⟨

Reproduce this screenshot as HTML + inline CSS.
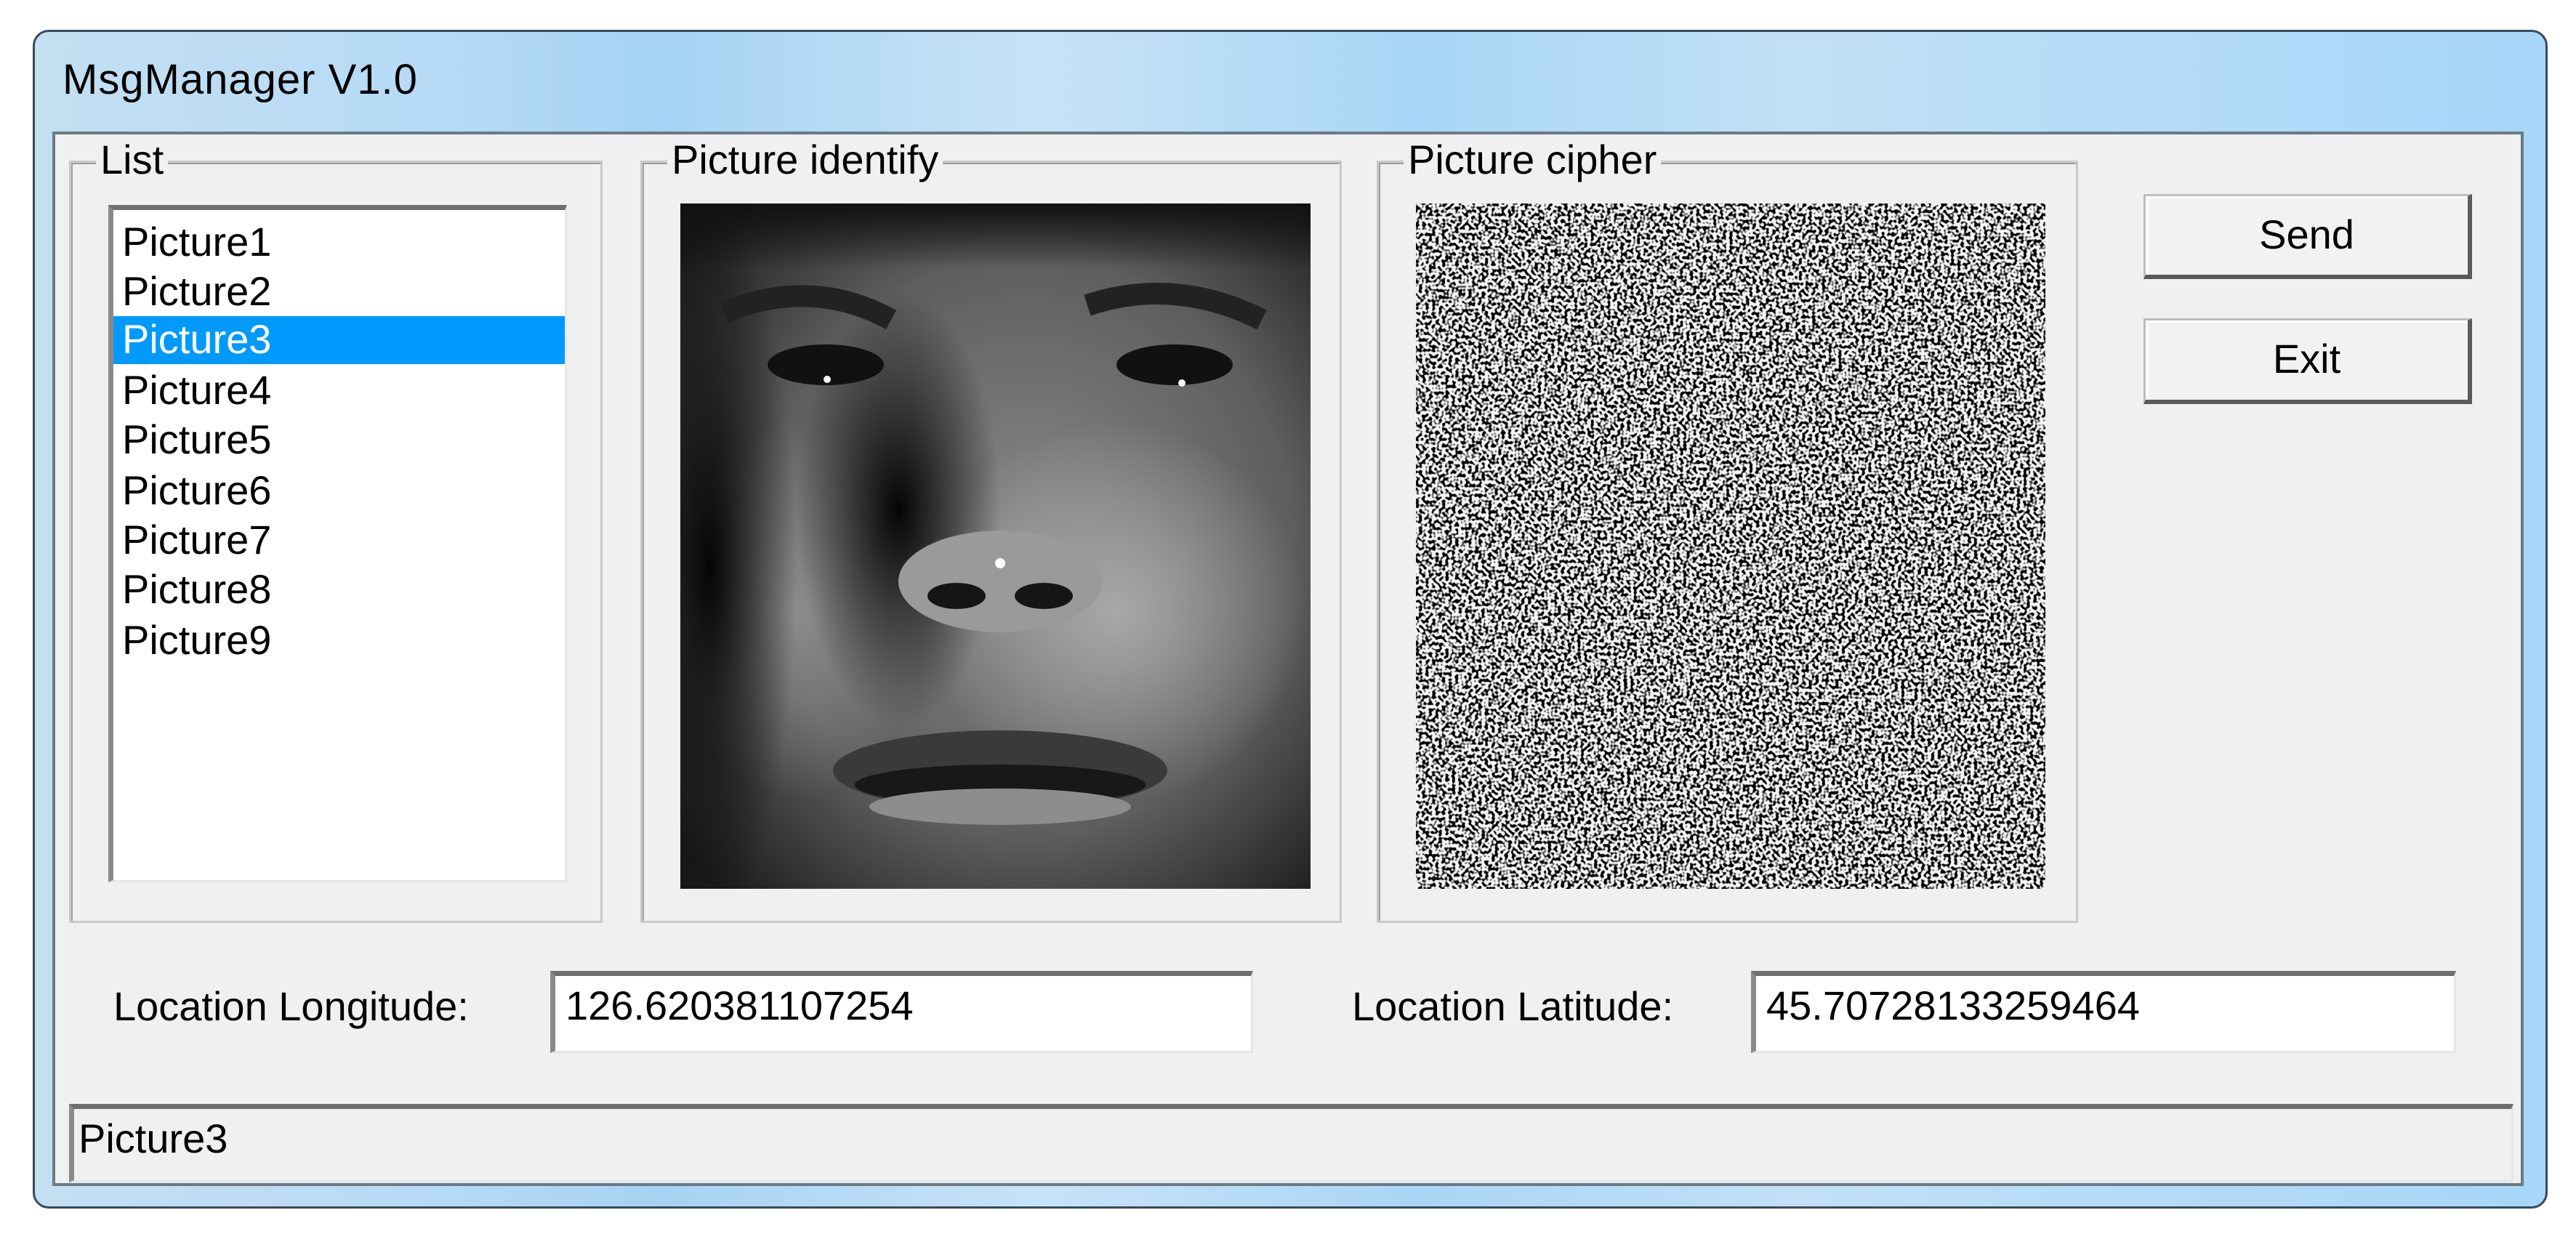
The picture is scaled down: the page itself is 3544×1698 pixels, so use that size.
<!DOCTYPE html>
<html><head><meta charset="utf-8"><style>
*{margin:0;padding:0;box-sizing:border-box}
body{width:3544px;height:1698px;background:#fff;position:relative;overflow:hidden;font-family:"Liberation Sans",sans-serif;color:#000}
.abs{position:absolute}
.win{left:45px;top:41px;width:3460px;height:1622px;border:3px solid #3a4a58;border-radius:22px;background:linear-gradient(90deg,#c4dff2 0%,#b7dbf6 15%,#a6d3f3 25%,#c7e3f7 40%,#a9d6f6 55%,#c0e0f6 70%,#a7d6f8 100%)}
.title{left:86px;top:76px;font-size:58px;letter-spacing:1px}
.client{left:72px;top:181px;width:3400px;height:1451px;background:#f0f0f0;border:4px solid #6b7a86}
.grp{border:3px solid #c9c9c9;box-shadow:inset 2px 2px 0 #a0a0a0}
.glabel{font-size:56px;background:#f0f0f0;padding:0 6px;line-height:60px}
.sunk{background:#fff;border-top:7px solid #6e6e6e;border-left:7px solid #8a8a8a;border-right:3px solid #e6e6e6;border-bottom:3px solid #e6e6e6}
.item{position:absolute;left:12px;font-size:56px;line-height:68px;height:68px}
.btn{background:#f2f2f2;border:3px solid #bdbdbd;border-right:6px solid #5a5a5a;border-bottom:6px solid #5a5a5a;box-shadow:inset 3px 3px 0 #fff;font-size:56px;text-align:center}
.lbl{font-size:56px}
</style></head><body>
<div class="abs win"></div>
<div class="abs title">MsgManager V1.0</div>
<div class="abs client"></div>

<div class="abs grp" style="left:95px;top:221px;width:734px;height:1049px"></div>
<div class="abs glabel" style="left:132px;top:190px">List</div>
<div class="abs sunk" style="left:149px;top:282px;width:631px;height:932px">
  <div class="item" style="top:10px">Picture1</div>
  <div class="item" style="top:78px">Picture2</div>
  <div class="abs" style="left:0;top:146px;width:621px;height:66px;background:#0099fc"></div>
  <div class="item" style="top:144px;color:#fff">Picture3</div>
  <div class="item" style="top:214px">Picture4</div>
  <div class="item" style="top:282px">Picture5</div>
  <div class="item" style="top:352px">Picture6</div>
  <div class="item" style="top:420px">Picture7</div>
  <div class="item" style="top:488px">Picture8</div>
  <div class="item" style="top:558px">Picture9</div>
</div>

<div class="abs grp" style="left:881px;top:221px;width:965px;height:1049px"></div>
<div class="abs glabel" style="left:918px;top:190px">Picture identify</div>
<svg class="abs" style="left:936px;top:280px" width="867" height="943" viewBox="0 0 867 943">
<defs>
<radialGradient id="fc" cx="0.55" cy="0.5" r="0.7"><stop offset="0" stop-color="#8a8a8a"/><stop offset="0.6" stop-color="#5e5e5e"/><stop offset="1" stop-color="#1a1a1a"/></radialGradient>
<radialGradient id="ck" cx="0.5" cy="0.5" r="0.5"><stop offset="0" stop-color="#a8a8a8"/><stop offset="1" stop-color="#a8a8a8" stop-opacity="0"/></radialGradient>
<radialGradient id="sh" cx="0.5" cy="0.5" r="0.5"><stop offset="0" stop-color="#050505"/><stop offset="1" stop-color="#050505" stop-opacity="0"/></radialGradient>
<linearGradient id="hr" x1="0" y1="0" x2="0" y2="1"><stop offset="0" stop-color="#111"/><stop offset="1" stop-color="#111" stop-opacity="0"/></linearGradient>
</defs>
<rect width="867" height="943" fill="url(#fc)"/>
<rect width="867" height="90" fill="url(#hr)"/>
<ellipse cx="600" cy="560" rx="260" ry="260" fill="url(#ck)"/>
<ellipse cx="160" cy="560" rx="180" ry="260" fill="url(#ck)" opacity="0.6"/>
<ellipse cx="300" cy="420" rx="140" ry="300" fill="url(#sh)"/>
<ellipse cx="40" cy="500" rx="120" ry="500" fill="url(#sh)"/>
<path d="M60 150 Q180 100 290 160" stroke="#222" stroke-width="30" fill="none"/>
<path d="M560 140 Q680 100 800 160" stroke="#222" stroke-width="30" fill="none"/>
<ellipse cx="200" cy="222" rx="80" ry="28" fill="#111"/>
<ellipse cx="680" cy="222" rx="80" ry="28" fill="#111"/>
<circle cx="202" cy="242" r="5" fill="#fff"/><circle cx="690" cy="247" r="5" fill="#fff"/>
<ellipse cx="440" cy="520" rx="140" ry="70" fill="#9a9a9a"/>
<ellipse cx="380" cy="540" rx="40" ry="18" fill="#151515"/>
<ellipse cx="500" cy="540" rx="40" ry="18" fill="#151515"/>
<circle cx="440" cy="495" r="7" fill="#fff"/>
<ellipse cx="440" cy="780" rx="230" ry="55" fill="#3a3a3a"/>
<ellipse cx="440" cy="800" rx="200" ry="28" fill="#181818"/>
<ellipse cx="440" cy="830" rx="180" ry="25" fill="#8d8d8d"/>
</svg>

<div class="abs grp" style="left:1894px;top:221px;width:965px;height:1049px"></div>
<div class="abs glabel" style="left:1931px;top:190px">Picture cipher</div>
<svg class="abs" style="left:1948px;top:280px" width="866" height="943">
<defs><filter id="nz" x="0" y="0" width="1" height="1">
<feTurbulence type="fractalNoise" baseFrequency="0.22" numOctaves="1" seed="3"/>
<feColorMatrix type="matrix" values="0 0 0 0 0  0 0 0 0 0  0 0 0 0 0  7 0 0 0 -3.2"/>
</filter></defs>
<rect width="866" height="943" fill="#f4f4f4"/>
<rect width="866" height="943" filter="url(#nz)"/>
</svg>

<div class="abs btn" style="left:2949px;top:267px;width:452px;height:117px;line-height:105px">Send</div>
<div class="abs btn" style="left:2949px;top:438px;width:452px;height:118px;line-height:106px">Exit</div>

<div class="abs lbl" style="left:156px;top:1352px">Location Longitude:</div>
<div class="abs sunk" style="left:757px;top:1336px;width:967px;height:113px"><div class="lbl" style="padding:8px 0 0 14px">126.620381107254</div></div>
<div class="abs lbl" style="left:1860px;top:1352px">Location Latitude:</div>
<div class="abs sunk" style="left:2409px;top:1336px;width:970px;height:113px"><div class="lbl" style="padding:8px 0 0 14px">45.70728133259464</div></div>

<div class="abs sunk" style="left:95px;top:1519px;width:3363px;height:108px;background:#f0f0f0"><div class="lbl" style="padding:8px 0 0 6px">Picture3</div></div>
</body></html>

⟩

Quote the material in full and exactly; do not carry over its pictures.

Reproduce this screenshot as HTML + inline CSS.
The picture is scaled down: the page itself is 3544×1698 pixels, so use that size.
<!DOCTYPE html>
<html><head><meta charset="utf-8"><style>
*{margin:0;padding:0;box-sizing:border-box}
body{width:3544px;height:1698px;background:#fff;position:relative;overflow:hidden;font-family:"Liberation Sans",sans-serif;color:#000}
.abs{position:absolute}
.win{left:45px;top:41px;width:3460px;height:1622px;border:3px solid #3a4a58;border-radius:22px;background:linear-gradient(90deg,#c4dff2 0%,#b7dbf6 15%,#a6d3f3 25%,#c7e3f7 40%,#a9d6f6 55%,#c0e0f6 70%,#a7d6f8 100%)}
.title{left:86px;top:76px;font-size:58px;letter-spacing:1px}
.client{left:72px;top:181px;width:3400px;height:1451px;background:#f0f0f0;border:4px solid #6b7a86}
.grp{border:3px solid #c9c9c9;box-shadow:inset 2px 2px 0 #a0a0a0}
.glabel{font-size:56px;background:#f0f0f0;padding:0 6px;line-height:60px}
.sunk{background:#fff;border-top:7px solid #6e6e6e;border-left:7px solid #8a8a8a;border-right:3px solid #e6e6e6;border-bottom:3px solid #e6e6e6}
.item{position:absolute;left:12px;font-size:56px;line-height:68px;height:68px}
.btn{background:#f2f2f2;border:3px solid #bdbdbd;border-right:6px solid #5a5a5a;border-bottom:6px solid #5a5a5a;box-shadow:inset 3px 3px 0 #fff;font-size:56px;text-align:center}
.lbl{font-size:56px}
</style></head><body>
<div class="abs win"></div>
<div class="abs title">MsgManager V1.0</div>
<div class="abs client"></div>

<div class="abs grp" style="left:95px;top:221px;width:734px;height:1049px"></div>
<div class="abs glabel" style="left:132px;top:190px">List</div>
<div class="abs sunk" style="left:149px;top:282px;width:631px;height:932px">
  <div class="item" style="top:10px">Picture1</div>
  <div class="item" style="top:78px">Picture2</div>
  <div class="abs" style="left:0;top:146px;width:621px;height:66px;background:#0099fc"></div>
  <div class="item" style="top:144px;color:#fff">Picture3</div>
  <div class="item" style="top:214px">Picture4</div>
  <div class="item" style="top:282px">Picture5</div>
  <div class="item" style="top:352px">Picture6</div>
  <div class="item" style="top:420px">Picture7</div>
  <div class="item" style="top:488px">Picture8</div>
  <div class="item" style="top:558px">Picture9</div>
</div>

<div class="abs grp" style="left:881px;top:221px;width:965px;height:1049px"></div>
<div class="abs glabel" style="left:918px;top:190px">Picture identify</div>
<svg class="abs" style="left:936px;top:280px" width="867" height="943" viewBox="0 0 867 943">
<defs>
<radialGradient id="fc" cx="0.55" cy="0.5" r="0.7"><stop offset="0" stop-color="#8a8a8a"/><stop offset="0.6" stop-color="#5e5e5e"/><stop offset="1" stop-color="#1a1a1a"/></radialGradient>
<radialGradient id="ck" cx="0.5" cy="0.5" r="0.5"><stop offset="0" stop-color="#a8a8a8"/><stop offset="1" stop-color="#a8a8a8" stop-opacity="0"/></radialGradient>
<radialGradient id="sh" cx="0.5" cy="0.5" r="0.5"><stop offset="0" stop-color="#050505"/><stop offset="1" stop-color="#050505" stop-opacity="0"/></radialGradient>
<linearGradient id="hr" x1="0" y1="0" x2="0" y2="1"><stop offset="0" stop-color="#111"/><stop offset="1" stop-color="#111" stop-opacity="0"/></linearGradient>
</defs>
<rect width="867" height="943" fill="url(#fc)"/>
<rect width="867" height="90" fill="url(#hr)"/>
<ellipse cx="600" cy="560" rx="260" ry="260" fill="url(#ck)"/>
<ellipse cx="160" cy="560" rx="180" ry="260" fill="url(#ck)" opacity="0.6"/>
<ellipse cx="300" cy="420" rx="140" ry="300" fill="url(#sh)"/>
<ellipse cx="40" cy="500" rx="120" ry="500" fill="url(#sh)"/>
<path d="M60 150 Q180 100 290 160" stroke="#222" stroke-width="30" fill="none"/>
<path d="M560 140 Q680 100 800 160" stroke="#222" stroke-width="30" fill="none"/>
<ellipse cx="200" cy="222" rx="80" ry="28" fill="#111"/>
<ellipse cx="680" cy="222" rx="80" ry="28" fill="#111"/>
<circle cx="202" cy="242" r="5" fill="#fff"/><circle cx="690" cy="247" r="5" fill="#fff"/>
<ellipse cx="440" cy="520" rx="140" ry="70" fill="#9a9a9a"/>
<ellipse cx="380" cy="540" rx="40" ry="18" fill="#151515"/>
<ellipse cx="500" cy="540" rx="40" ry="18" fill="#151515"/>
<circle cx="440" cy="495" r="7" fill="#fff"/>
<ellipse cx="440" cy="780" rx="230" ry="55" fill="#3a3a3a"/>
<ellipse cx="440" cy="800" rx="200" ry="28" fill="#181818"/>
<ellipse cx="440" cy="830" rx="180" ry="25" fill="#8d8d8d"/>
</svg>

<div class="abs grp" style="left:1894px;top:221px;width:965px;height:1049px"></div>
<div class="abs glabel" style="left:1931px;top:190px">Picture cipher</div>
<svg class="abs" style="left:1948px;top:280px" width="866" height="943">
<defs><filter id="nz" x="0" y="0" width="1" height="1">
<feTurbulence type="fractalNoise" baseFrequency="0.22" numOctaves="1" seed="3"/>
<feColorMatrix type="matrix" values="0 0 0 0 0  0 0 0 0 0  0 0 0 0 0  7 0 0 0 -3.2"/>
</filter></defs>
<rect width="866" height="943" fill="#f4f4f4"/>
<rect width="866" height="943" filter="url(#nz)"/>
</svg>

<div class="abs btn" style="left:2949px;top:267px;width:452px;height:117px;line-height:105px">Send</div>
<div class="abs btn" style="left:2949px;top:438px;width:452px;height:118px;line-height:106px">Exit</div>

<div class="abs lbl" style="left:156px;top:1352px">Location Longitude:</div>
<div class="abs sunk" style="left:757px;top:1336px;width:967px;height:113px"><div class="lbl" style="padding:8px 0 0 14px">126.620381107254</div></div>
<div class="abs lbl" style="left:1860px;top:1352px">Location Latitude:</div>
<div class="abs sunk" style="left:2409px;top:1336px;width:970px;height:113px"><div class="lbl" style="padding:8px 0 0 14px">45.70728133259464</div></div>

<div class="abs sunk" style="left:95px;top:1519px;width:3363px;height:108px;background:#f0f0f0"><div class="lbl" style="padding:8px 0 0 6px">Picture3</div></div>
</body></html>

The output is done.